Lines of data
┏━━
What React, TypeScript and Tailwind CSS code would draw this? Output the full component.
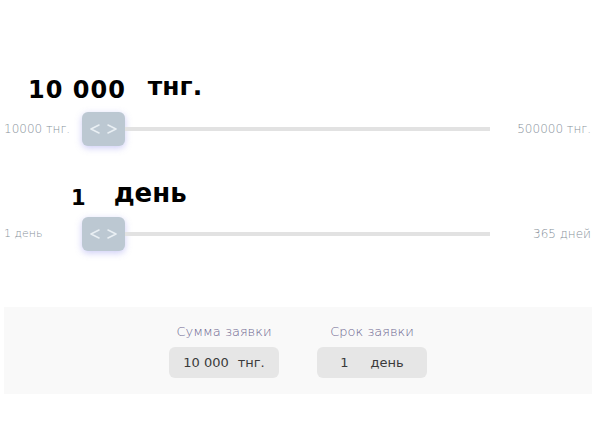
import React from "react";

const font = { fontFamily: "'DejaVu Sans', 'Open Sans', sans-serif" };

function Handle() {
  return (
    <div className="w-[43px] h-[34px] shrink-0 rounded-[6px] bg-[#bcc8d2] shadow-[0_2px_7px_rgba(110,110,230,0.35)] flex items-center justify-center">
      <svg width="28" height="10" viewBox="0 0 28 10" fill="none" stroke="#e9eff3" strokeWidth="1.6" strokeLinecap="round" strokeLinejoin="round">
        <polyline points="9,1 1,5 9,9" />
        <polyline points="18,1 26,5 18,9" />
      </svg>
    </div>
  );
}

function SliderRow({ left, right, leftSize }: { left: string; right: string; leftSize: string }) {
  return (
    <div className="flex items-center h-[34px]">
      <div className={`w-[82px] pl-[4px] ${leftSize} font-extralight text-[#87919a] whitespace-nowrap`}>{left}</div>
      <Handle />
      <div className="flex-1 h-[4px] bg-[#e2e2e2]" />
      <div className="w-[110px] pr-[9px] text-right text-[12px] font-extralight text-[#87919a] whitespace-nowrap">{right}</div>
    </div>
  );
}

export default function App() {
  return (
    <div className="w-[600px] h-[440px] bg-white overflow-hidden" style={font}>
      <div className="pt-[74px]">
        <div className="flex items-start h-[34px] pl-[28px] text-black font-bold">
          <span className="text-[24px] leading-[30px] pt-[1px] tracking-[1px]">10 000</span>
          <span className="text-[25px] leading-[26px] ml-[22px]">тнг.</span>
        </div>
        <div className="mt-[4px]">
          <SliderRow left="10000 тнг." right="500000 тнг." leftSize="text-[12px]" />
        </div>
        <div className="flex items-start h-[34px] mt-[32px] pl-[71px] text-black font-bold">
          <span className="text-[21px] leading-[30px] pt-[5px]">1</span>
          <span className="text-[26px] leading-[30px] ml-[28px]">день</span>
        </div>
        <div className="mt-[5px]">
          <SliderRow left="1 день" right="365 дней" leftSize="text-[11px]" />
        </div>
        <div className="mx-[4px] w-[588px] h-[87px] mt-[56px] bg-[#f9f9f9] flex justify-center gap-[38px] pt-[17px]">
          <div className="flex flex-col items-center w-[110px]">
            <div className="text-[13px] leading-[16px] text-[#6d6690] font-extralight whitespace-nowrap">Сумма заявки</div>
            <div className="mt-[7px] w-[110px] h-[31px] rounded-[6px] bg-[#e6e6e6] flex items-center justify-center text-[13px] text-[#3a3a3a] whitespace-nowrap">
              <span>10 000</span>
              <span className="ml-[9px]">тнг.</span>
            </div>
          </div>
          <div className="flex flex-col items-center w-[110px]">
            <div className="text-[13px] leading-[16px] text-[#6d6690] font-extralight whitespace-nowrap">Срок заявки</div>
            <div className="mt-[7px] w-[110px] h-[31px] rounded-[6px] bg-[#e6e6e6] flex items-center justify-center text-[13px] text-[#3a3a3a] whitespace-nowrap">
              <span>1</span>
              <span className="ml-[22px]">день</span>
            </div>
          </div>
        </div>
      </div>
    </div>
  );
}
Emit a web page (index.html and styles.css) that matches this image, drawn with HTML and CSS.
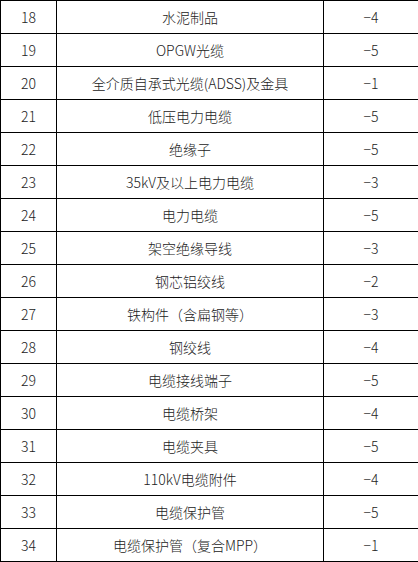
┗━━
| Problem description |
Return, from the data, each line that has the word "React" in it.

| Exercise response |
What React, TypeScript and Tailwind CSS code would draw this? Output the full component.
import React from "react";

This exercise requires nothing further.